* **Prompt**: Print all of the lines exactly. Any picture among them stays out.

* **Supplied material**:
>>>>>

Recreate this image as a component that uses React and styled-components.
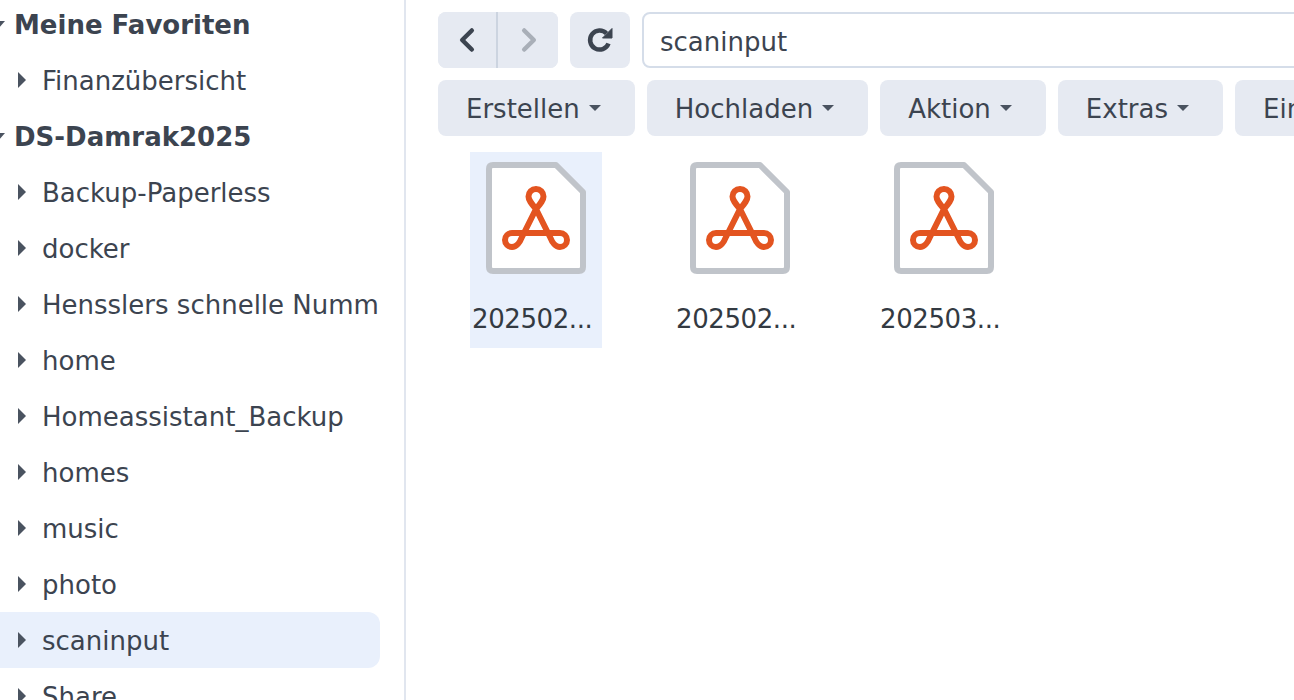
import React from 'react'
import styled, { createGlobalStyle } from 'styled-components'

const GlobalStyle = createGlobalStyle`
  html, body {
    margin: 0;
    height: 100%;
    overflow: hidden;
    background: #fff;
  }
  body {
    font-family: "DejaVu Sans", Verdana, sans-serif;
    color: #3c4450;
  }
`

const Page = styled.div`
  display: flex;
  width: 1294px;
  height: 700px;
  overflow: hidden;
`
const Sidebar = styled.aside`
  flex: none;
  width: 406px;
  height: 700px;
  box-sizing: border-box;
  border-right: 2px solid #e1e6ef;
  overflow: hidden;
`
const Tree = styled.ul`
  list-style: none;
  margin: -4px 0 0;
  padding: 0 24px 0 0;
`
const Row = styled.li`
  display: flex;
  align-items: center;
  height: 56px;
  box-sizing: border-box;
  padding-top: 2px;
  border-radius: ${p => (p.$selected ? '0 12px 12px 0' : '0')};
  background: ${p => (p.$selected ? '#e9f0fc' : 'transparent')};
  overflow: hidden;
  white-space: nowrap;
  font-size: 26px;
`
const RootRow = styled(Row)`
  font-weight: 700;
  padding-left: 14px;
  position: relative;
`
const RootCaret = styled.span`
  position: absolute;
  left: -7px;
  top: 25px;
  border-left: 6px solid transparent;
  border-right: 6px solid transparent;
  border-top: 7px solid #4a5360;
`
const Caret = styled.span`
  flex: none;
  width: 0;
  height: 0;
  margin: -2px 16px 0 18px;
  border-top: 8px solid transparent;
  border-bottom: 8px solid transparent;
  border-left: 8px solid #4a5360;
`
const Main = styled.main`
  flex: 1;
  min-width: 0;
  overflow: hidden;
  padding: 12px 0 0 32px;
`
const Toolbar = styled.div`
  display: flex;
  gap: 12px;
  height: 56px;
  margin-bottom: 12px;
`
const NavGroup = styled.div`
  flex: none;
  display: grid;
  grid-template-columns: 58px 2px 60px;
  width: 120px;
  border-radius: 8px;
  overflow: hidden;
  background: #e6eaf2;
`
const NavDivider = styled.span`
  background: #ccd4e0;
`
const IconButton = styled.button`
  flex: none;
  width: ${p => (p.$wide ? '60px' : 'auto')};
  display: flex;
  align-items: center;
  justify-content: center;
  padding: 0;
  border: 0;
  border-radius: ${p => (p.$wide ? '8px' : '0')};
  background: #e6eaf2;
`
const PathBox = styled.div`
  flex: none;
  width: 900px;
  box-sizing: border-box;
  display: flex;
  align-items: center;
  padding: 4px 16px 0;
  border: 2px solid #d5dde9;
  border-radius: 8px;
  font-size: 26px;
`
const Action = styled.button`
  flex: none;
  display: flex;
  align-items: center;
  gap: 9px;
  height: 56px;
  padding: 2px 34px 0 28px;
  border: 0;
  border-radius: 8px;
  background: #e6eaf2;
  color: inherit;
  font: inherit;
  font-size: 26px;
`
const DropCaret = styled.span`
  margin-top: -2px;
  width: 0;
  height: 0;
  border-left: 6px solid transparent;
  border-right: 6px solid transparent;
  border-top: 6px solid #4a5360;
`
const Files = styled.div`
  display: flex;
  gap: 72px;
  margin: 16px 0 0 32px;
`
const FileItem = styled.div`
  width: 132px;
  height: 196px;
  padding-top: 10px;
  box-sizing: border-box;
  display: flex;
  flex-direction: column;
  align-items: center;
  background: ${p => (p.$selected ? '#e9f0fc' : 'transparent')};
`
const FileName = styled.div`
  align-self: flex-start;
  margin: 28px 0 0 2px;
  font-size: 26px;
  line-height: 34px;
  letter-spacing: -0.4px;
  color: #333a42;
  white-space: nowrap;
`

const folders = [
  { name: 'Meine Favoriten', root: true },
  { name: 'Finanzübersicht' },
  { name: 'DS-Damrak2025', root: true },
  { name: 'Backup-Paperless' },
  { name: 'docker' },
  { name: 'Hensslers schnelle Nummer' },
  { name: 'home' },
  { name: 'Homeassistant_Backup' },
  { name: 'homes' },
  { name: 'music' },
  { name: 'photo' },
  { name: 'scaninput', selected: true },
  { name: 'Share' },
]

const actions = ['Erstellen', 'Hochladen', 'Aktion', 'Extras']
const files = ['202502...', '202502...', '202503...']

const Chevron = ({ left, color }) => (
  <svg width="20" height="28" viewBox="0 0 20 28" fill="none">
    <path
      d={left ? 'M14.8 4.5 L5.2 14 L14.8 23.5' : 'M6.2 4.5 L15.8 14 L6.2 23.5'}
      stroke={color}
      strokeWidth="4.5"
      strokeLinecap="round"
      strokeLinejoin="round"
    />
  </svg>
)

const RefreshIcon = () => (
  <svg width="28" height="28" viewBox="0 0 28 28" fill="none">
    <path d="M20.5 7.5 A9.5 9.5 0 1 0 22.5 17.5" stroke="#3c4450" strokeWidth="4.5" />
    <path d="M26 2.5 V12 H16.5 Z" fill="#3c4450" stroke="#3c4450" strokeWidth="1" strokeLinejoin="round" />
  </svg>
)

const PdfIcon = () => (
  <svg width="100" height="112" viewBox="0 0 100 112" fill="none">
    <path
      d="M7 3 H70 L97 30 V105 Q97 109 93 109 H7 Q3 109 3 105 V7 Q3 3 7 3 Z"
      fill="#fff"
      stroke="#c0c4ca"
      strokeWidth="6"
      strokeLinejoin="round"
    />
    <path
      d="M50 47 C45 41 42.5 38 42.5 34.5 a7.5 7.5 0 0 1 15 0 C57.5 38 55 41 50 47 L64.5 76 C66 80 69.5 85 74 85 a7 7 0 0 0 0 -14 H26 a7 7 0 0 0 0 14 C30.5 85 34 80 35.5 76 L50 47 Z"
      stroke="#e35420"
      strokeWidth="6"
      strokeLinejoin="round"
    />
  </svg>
)

const App = () => {
  return (
    <Page>
      <GlobalStyle />
      <Sidebar>
        <Tree>
          {folders.map(folder =>
            folder.root ? (
              <RootRow key={folder.name}>
                <RootCaret />
                {folder.name}
              </RootRow>
            ) : (
              <Row key={folder.name} $selected={folder.selected}>
                <Caret />
                {folder.name}
              </Row>
            )
          )}
        </Tree>
      </Sidebar>
      <Main>
        <Toolbar>
          <NavGroup>
            <IconButton><Chevron left color="#3c4450" /></IconButton>
            <NavDivider />
            <IconButton><Chevron color="#a9afb8" /></IconButton>
          </NavGroup>
          <IconButton $wide><RefreshIcon /></IconButton>
          <PathBox>scaninput</PathBox>
        </Toolbar>
        <Toolbar>
          {actions.map(label => (
            <Action key={label}>
              {label}
              <DropCaret />
            </Action>
          ))}
          <Action>Einstellungen</Action>
        </Toolbar>
        <Files>
          {files.map((name, index) => (
            <FileItem key={index} $selected={index === 0}>
              <PdfIcon />
              <FileName>{name}</FileName>
            </FileItem>
          ))}
        </Files>
      </Main>
    </Page>
  )
}

export default App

<<<<<

* **Answer for this exercise**:
Recreate this image as a component that uses React and styled-components.
import React from 'react'
import styled, { createGlobalStyle } from 'styled-components'

const GlobalStyle = createGlobalStyle`
  html, body {
    margin: 0;
    height: 100%;
    overflow: hidden;
    background: #fff;
  }
  body {
    font-family: "DejaVu Sans", Verdana, sans-serif;
    color: #3c4450;
  }
`

const Page = styled.div`
  display: flex;
  width: 1294px;
  height: 700px;
  overflow: hidden;
`
const Sidebar = styled.aside`
  flex: none;
  width: 406px;
  height: 700px;
  box-sizing: border-box;
  border-right: 2px solid #e1e6ef;
  overflow: hidden;
`
const Tree = styled.ul`
  list-style: none;
  margin: -4px 0 0;
  padding: 0 24px 0 0;
`
const Row = styled.li`
  display: flex;
  align-items: center;
  height: 56px;
  box-sizing: border-box;
  padding-top: 2px;
  border-radius: ${p => (p.$selected ? '0 12px 12px 0' : '0')};
  background: ${p => (p.$selected ? '#e9f0fc' : 'transparent')};
  overflow: hidden;
  white-space: nowrap;
  font-size: 26px;
`
const RootRow = styled(Row)`
  font-weight: 700;
  padding-left: 14px;
  position: relative;
`
const RootCaret = styled.span`
  position: absolute;
  left: -7px;
  top: 25px;
  border-left: 6px solid transparent;
  border-right: 6px solid transparent;
  border-top: 7px solid #4a5360;
`
const Caret = styled.span`
  flex: none;
  width: 0;
  height: 0;
  margin: -2px 16px 0 18px;
  border-top: 8px solid transparent;
  border-bottom: 8px solid transparent;
  border-left: 8px solid #4a5360;
`
const Main = styled.main`
  flex: 1;
  min-width: 0;
  overflow: hidden;
  padding: 12px 0 0 32px;
`
const Toolbar = styled.div`
  display: flex;
  gap: 12px;
  height: 56px;
  margin-bottom: 12px;
`
const NavGroup = styled.div`
  flex: none;
  display: grid;
  grid-template-columns: 58px 2px 60px;
  width: 120px;
  border-radius: 8px;
  overflow: hidden;
  background: #e6eaf2;
`
const NavDivider = styled.span`
  background: #ccd4e0;
`
const IconButton = styled.button`
  flex: none;
  width: ${p => (p.$wide ? '60px' : 'auto')};
  display: flex;
  align-items: center;
  justify-content: center;
  padding: 0;
  border: 0;
  border-radius: ${p => (p.$wide ? '8px' : '0')};
  background: #e6eaf2;
`
const PathBox = styled.div`
  flex: none;
  width: 900px;
  box-sizing: border-box;
  display: flex;
  align-items: center;
  padding: 4px 16px 0;
  border: 2px solid #d5dde9;
  border-radius: 8px;
  font-size: 26px;
`
const Action = styled.button`
  flex: none;
  display: flex;
  align-items: center;
  gap: 9px;
  height: 56px;
  padding: 2px 34px 0 28px;
  border: 0;
  border-radius: 8px;
  background: #e6eaf2;
  color: inherit;
  font: inherit;
  font-size: 26px;
`
const DropCaret = styled.span`
  margin-top: -2px;
  width: 0;
  height: 0;
  border-left: 6px solid transparent;
  border-right: 6px solid transparent;
  border-top: 6px solid #4a5360;
`
const Files = styled.div`
  display: flex;
  gap: 72px;
  margin: 16px 0 0 32px;
`
const FileItem = styled.div`
  width: 132px;
  height: 196px;
  padding-top: 10px;
  box-sizing: border-box;
  display: flex;
  flex-direction: column;
  align-items: center;
  background: ${p => (p.$selected ? '#e9f0fc' : 'transparent')};
`
const FileName = styled.div`
  align-self: flex-start;
  margin: 28px 0 0 2px;
  font-size: 26px;
  line-height: 34px;
  letter-spacing: -0.4px;
  color: #333a42;
  white-space: nowrap;
`

const folders = [
  { name: 'Meine Favoriten', root: true },
  { name: 'Finanzübersicht' },
  { name: 'DS-Damrak2025', root: true },
  { name: 'Backup-Paperless' },
  { name: 'docker' },
  { name: 'Hensslers schnelle Nummer' },
  { name: 'home' },
  { name: 'Homeassistant_Backup' },
  { name: 'homes' },
  { name: 'music' },
  { name: 'photo' },
  { name: 'scaninput', selected: true },
  { name: 'Share' },
]

const actions = ['Erstellen', 'Hochladen', 'Aktion', 'Extras']
const files = ['202502...', '202502...', '202503...']

const Chevron = ({ left, color }) => (
  <svg width="20" height="28" viewBox="0 0 20 28" fill="none">
    <path
      d={left ? 'M14.8 4.5 L5.2 14 L14.8 23.5' : 'M6.2 4.5 L15.8 14 L6.2 23.5'}
      stroke={color}
      strokeWidth="4.5"
      strokeLinecap="round"
      strokeLinejoin="round"
    />
  </svg>
)

const RefreshIcon = () => (
  <svg width="28" height="28" viewBox="0 0 28 28" fill="none">
    <path d="M20.5 7.5 A9.5 9.5 0 1 0 22.5 17.5" stroke="#3c4450" strokeWidth="4.5" />
    <path d="M26 2.5 V12 H16.5 Z" fill="#3c4450" stroke="#3c4450" strokeWidth="1" strokeLinejoin="round" />
  </svg>
)

const PdfIcon = () => (
  <svg width="100" height="112" viewBox="0 0 100 112" fill="none">
    <path
      d="M7 3 H70 L97 30 V105 Q97 109 93 109 H7 Q3 109 3 105 V7 Q3 3 7 3 Z"
      fill="#fff"
      stroke="#c0c4ca"
      strokeWidth="6"
      strokeLinejoin="round"
    />
    <path
      d="M50 47 C45 41 42.5 38 42.5 34.5 a7.5 7.5 0 0 1 15 0 C57.5 38 55 41 50 47 L64.5 76 C66 80 69.5 85 74 85 a7 7 0 0 0 0 -14 H26 a7 7 0 0 0 0 14 C30.5 85 34 80 35.5 76 L50 47 Z"
      stroke="#e35420"
      strokeWidth="6"
      strokeLinejoin="round"
    />
  </svg>
)

const App = () => {
  return (
    <Page>
      <GlobalStyle />
      <Sidebar>
        <Tree>
          {folders.map(folder =>
            folder.root ? (
              <RootRow key={folder.name}>
                <RootCaret />
                {folder.name}
              </RootRow>
            ) : (
              <Row key={folder.name} $selected={folder.selected}>
                <Caret />
                {folder.name}
              </Row>
            )
          )}
        </Tree>
      </Sidebar>
      <Main>
        <Toolbar>
          <NavGroup>
            <IconButton><Chevron left color="#3c4450" /></IconButton>
            <NavDivider />
            <IconButton><Chevron color="#a9afb8" /></IconButton>
          </NavGroup>
          <IconButton $wide><RefreshIcon /></IconButton>
          <PathBox>scaninput</PathBox>
        </Toolbar>
        <Toolbar>
          {actions.map(label => (
            <Action key={label}>
              {label}
              <DropCaret />
            </Action>
          ))}
          <Action>Einstellungen</Action>
        </Toolbar>
        <Files>
          {files.map((name, index) => (
            <FileItem key={index} $selected={index === 0}>
              <PdfIcon />
              <FileName>{name}</FileName>
            </FileItem>
          ))}
        </Files>
      </Main>
    </Page>
  )
}

export default App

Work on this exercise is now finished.